I assume that we are talking about an ordered quadruple of lines in $\mathbb P^3(k)$ (I do it over any field). The trick is to not think of $\mathbb P^3$ as the set of lines in $k^4$ but rather of lines in some $4$-dimensional vector space V and then use the date to get closer to an adapted coordinatisation. Assume first that no two of the lines are skew. Then a simple geometric argument shows that either all lines lie in a plane or pass through a common point. Both of those cases are reduced to the problem of four points in $\mathbb P^2$ which I skip. We can then assume that the first two lines are skew and think of $V$ as $V_1\bigoplus V_2$, where the projectivisations of $V_1$ and $V_2$ are the two first lines. Assume then that the third line is skew with the first and second line. This means that it is the projectivisation of the graph $V_3\subset V_1\bigoplus V_2$ of an isomorphism. Hence, we may assume that $V_1=V_2$ and $V_3$ is the diagonal in $V_1\bigoplus V_1$. If we also assume that the fourth line is skew with the first two, then it is also the graph $V_4\subset V_1\bigoplus V_1$ of an automorphism $V_1\rightarrow V_1$. Hence, four lines, the first two of which are skew and the last two are skew with the first two up to projective transformations correspond to isomorphism classes of pairs $(V_1,\varphi)$ where $V_1$ is a two-dimensional vector space and $\varphi$ is an automorphism of it distinct from the identity. This is the same thing as conjugacy classes of $\mathrm{GL}_2(k)$ distinct from the identity element. The condition that the last two lines be skew is exactly that $\varphi$ does not have $1$ as an eigenvalue. Of course the characteristic polynomial distinguish between conjugacy classes so there are continuous families of configuration (i.e., it has non-trivial moduli).
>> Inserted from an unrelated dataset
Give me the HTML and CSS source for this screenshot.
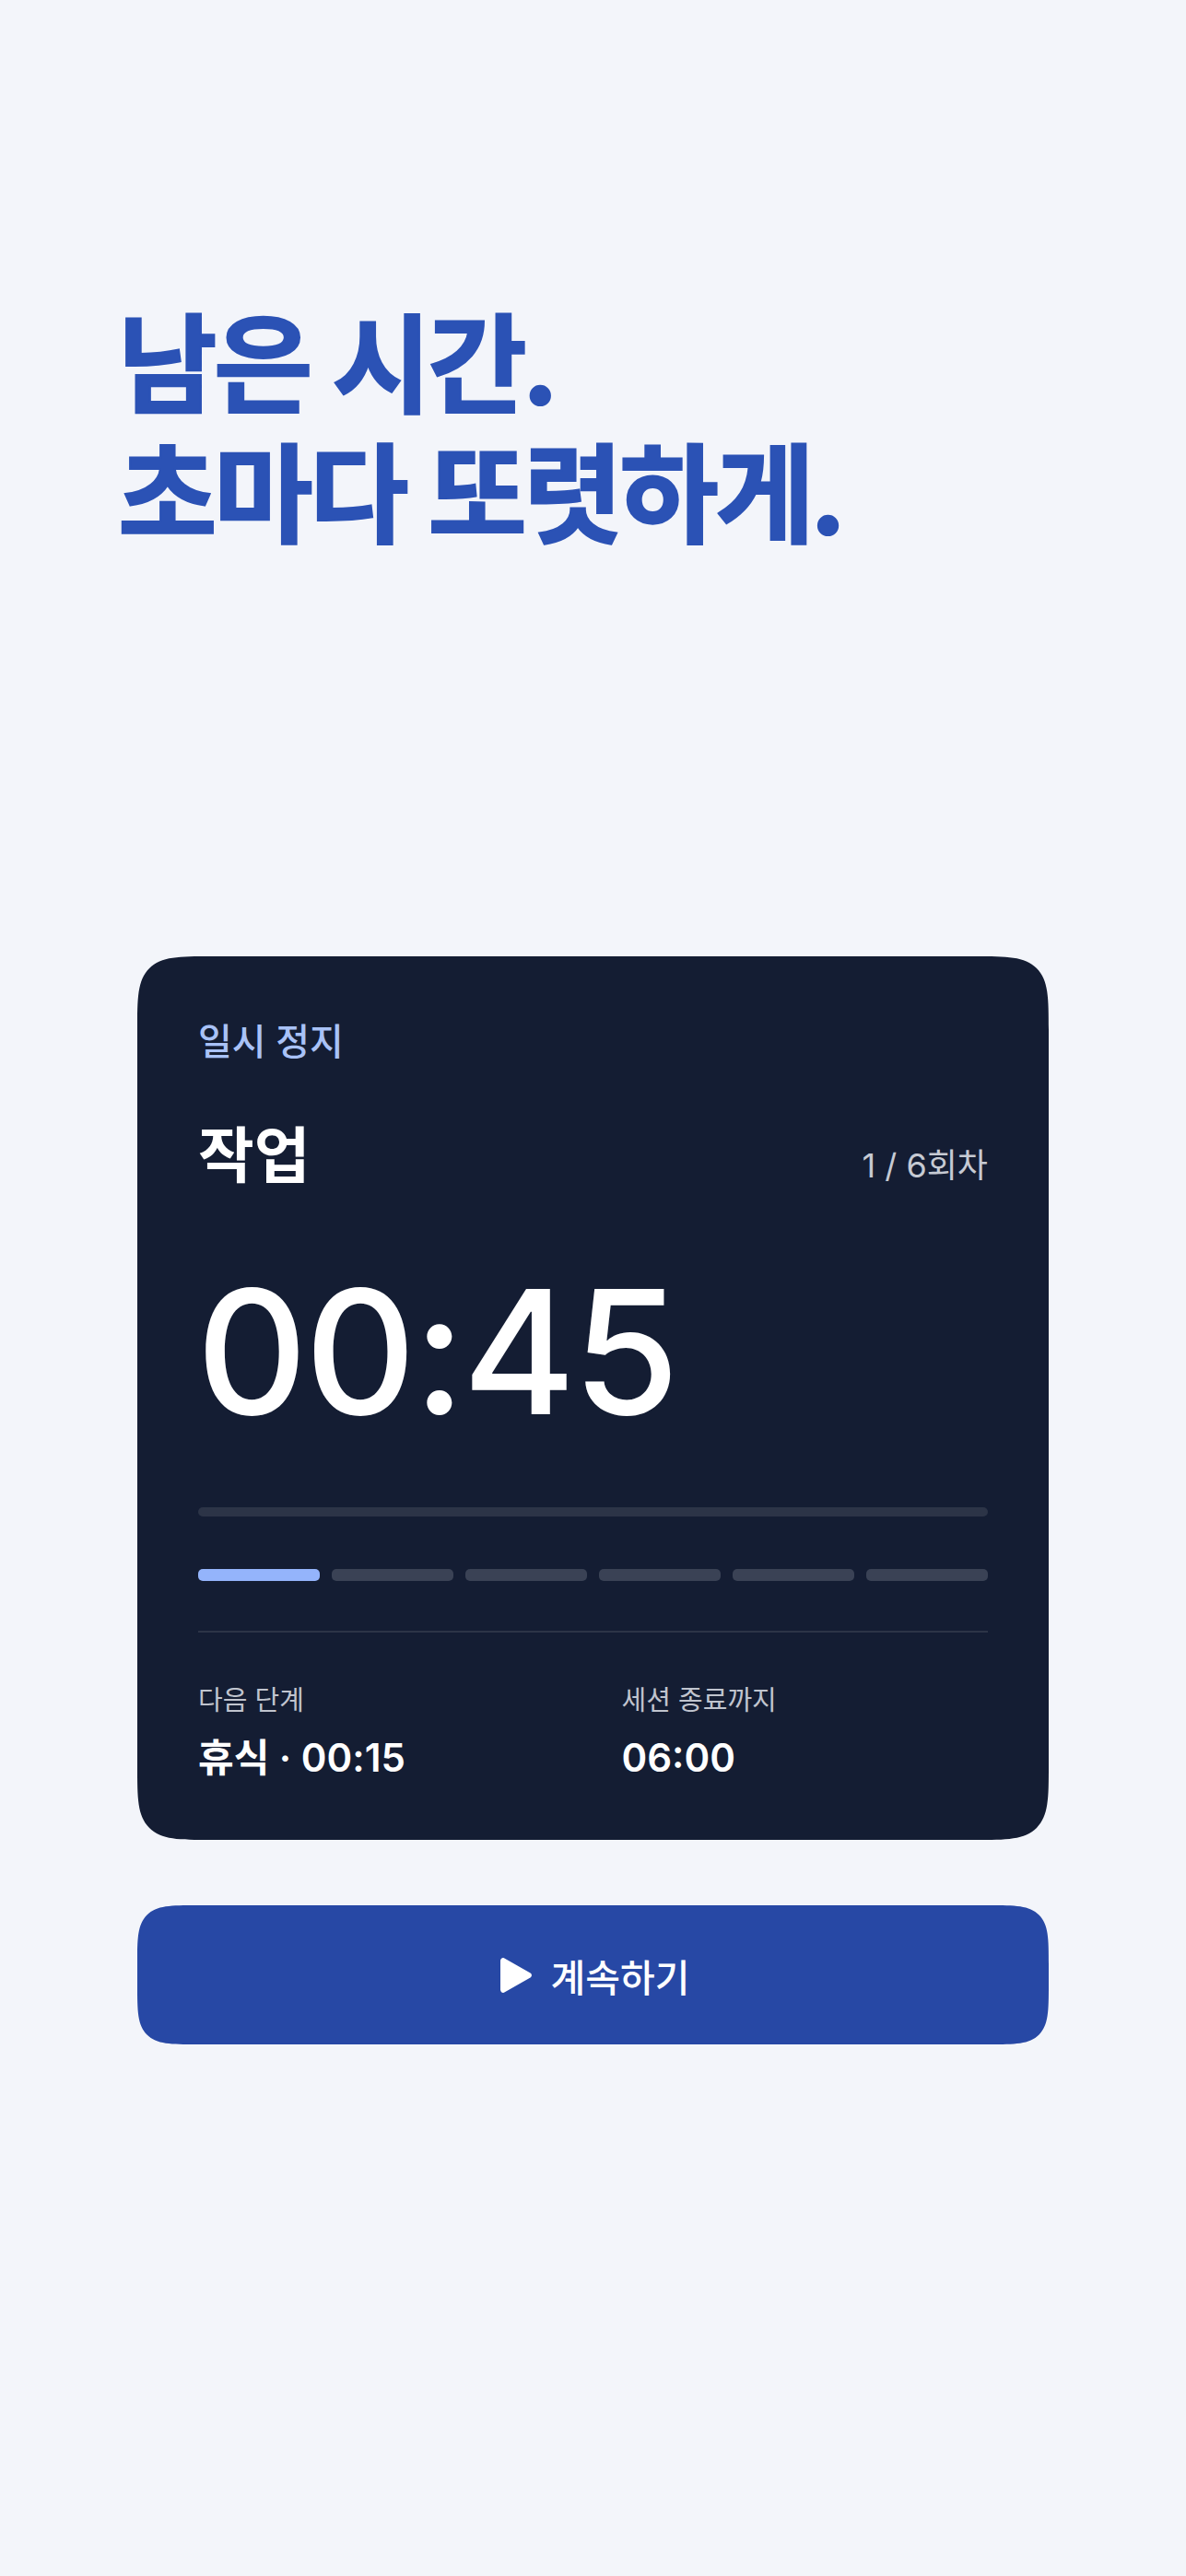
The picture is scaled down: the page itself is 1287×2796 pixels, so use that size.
FILE: index.html
```html
<!DOCTYPE html>
<html lang="ko">
<head>
    <meta charset="UTF-8">
    <meta name="viewport" content="width=device-width, initial-scale=1.0">
    <title>타이머</title>
    <link rel="stylesheet" href="styles.css">
</head>
<body>
    <main class="screen">
        <h1 class="headline">남은 시간<span class="stop">.</span><br>초마다 또렷하게<span class="stop">.</span></h1>

        <section class="timer-card">
            <div class="status">일시 정지</div>
            <div class="phase-row">
                <div class="phase">작업</div>
                <div class="round">1 / 6회차</div>
            </div>
            <div class="clock">00:45</div>
            <div class="track"></div>
            <div class="segments">
                <span class="segment active"></span>
                <span class="segment"></span>
                <span class="segment"></span>
                <span class="segment"></span>
                <span class="segment"></span>
                <span class="segment"></span>
            </div>
            <div class="info">
                <div>
                    <div class="info-label">다음 단계</div>
                    <div class="info-value">휴식 · 00:15</div>
                </div>
                <div>
                    <div class="info-label">세션 종료까지</div>
                    <div class="info-value">06:00</div>
                </div>
            </div>
        </section>

        <button class="resume" type="button">
            <svg class="resume-icon" viewBox="0 0 34 38" width="34" height="38" aria-hidden="true">
                <path d="M0 3.5C0 .8 2.6-.8 4.800.7L32.500 16.600c1.900 1.200 1.900 3.600 0 4.800L4.800 37.300C2.600 38.800 0 37.200 0 34.500z" fill="#fff"/>
            </svg>
            <span>계속하기</span>
        </button>
    </main>
</body>
</html>
```

FILE: styles.css
```css
body {
    margin: 0;
    background-color: #f3f5fa;
    font-family: Inter, "Noto Sans CJK KR", sans-serif;
}
.screen {
    display: flex;
    flex-direction: column;
    min-height: 2796px;
    box-sizing: border-box;
    padding: 326px 149px 0;
}
.headline {
    margin: 0 0 0 -21px;
    font-size: 117px;
    line-height: 141px;
    font-weight: 700;
    letter-spacing: -3.6px;
    color: #2b52b5;
    -webkit-text-stroke: 2px #2b52b5;
}
.stop {
    margin-left: -3px;
    font-size: 126px;
    line-height: 0;
}
.timer-card {
    margin-top: 430px;
    height: 959px;
    box-sizing: border-box;
    padding: 65px 66px 0;
    border-radius: 82px;
    corner-shape: squircle;
    background-color: #141d33;
}
.status {
    font-size: 40px;
    line-height: 56px;
    font-weight: 500;
    color: #a9c2f7;
}
.phase-row {
    display: flex;
    justify-content: space-between;
    align-items: flex-end;
    margin-top: 55px;
}
.phase {
    font-size: 66px;
    line-height: 80px;
    font-weight: 600;
    color: #fff;
}
.round {
    margin-bottom: 4px;
    font-size: 36px;
    line-height: 50px;
    color: #c6cad3;
}
.clock {
    margin: 58px 0 0 -2px;
    font-size: 187px;
    line-height: 230px;
    font-weight: 500;
    letter-spacing: -3px;
    color: #fff;
}
.track {
    margin-top: 54px;
    height: 10px;
    border-radius: 5px;
    background-color: #2c3447;
}
.segments {
    display: flex;
    gap: 13px;
    margin-top: 57px;
}
.segment {
    flex: 1;
    height: 13px;
    border-radius: 5px;
    background-color: #3a4255;
}
.segment.active {
    background-color: #94b4fb;
}
.info {
    display: grid;
    grid-template-columns: 1fr 1fr;
    gap: 62px;
    margin-top: 54px;
    padding-top: 52px;
    border-top: 2px solid #2c3447;
}
.info-label {
    font-size: 29px;
    line-height: 44px;
    color: #c0c4ce;
}
.info-value {
    margin-top: 12px;
    font-size: 42px;
    line-height: 56px;
    font-weight: 600;
    color: #fff;
}
.resume {
    display: flex;
    justify-content: center;
    align-items: center;
    gap: 21px;
    height: 151px;
    margin-top: 71px;
    padding-left: 10px;
    border: none;
    border-radius: 66px;
    corner-shape: squircle;
    background-color: #2748a5;
    color: #fff;
    font-family: inherit;
    font-size: 41px;
    font-weight: 500;
}
```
The remaining case of two skew lines and two lines which are not both skew with respect to both of the first lines is easy but a little bit tedious; given a pair of non skew lines one looks at the plane spanned by them and the position of the other lines with respect to it.

Addendum: I did not mean to suggest that it is the simplest problem with proper moduli. Of course the classification of four points in $\mathbb P^1$ has the cross ratio is its moduli. (The classification is proven almost word for word in the same way as the above case.)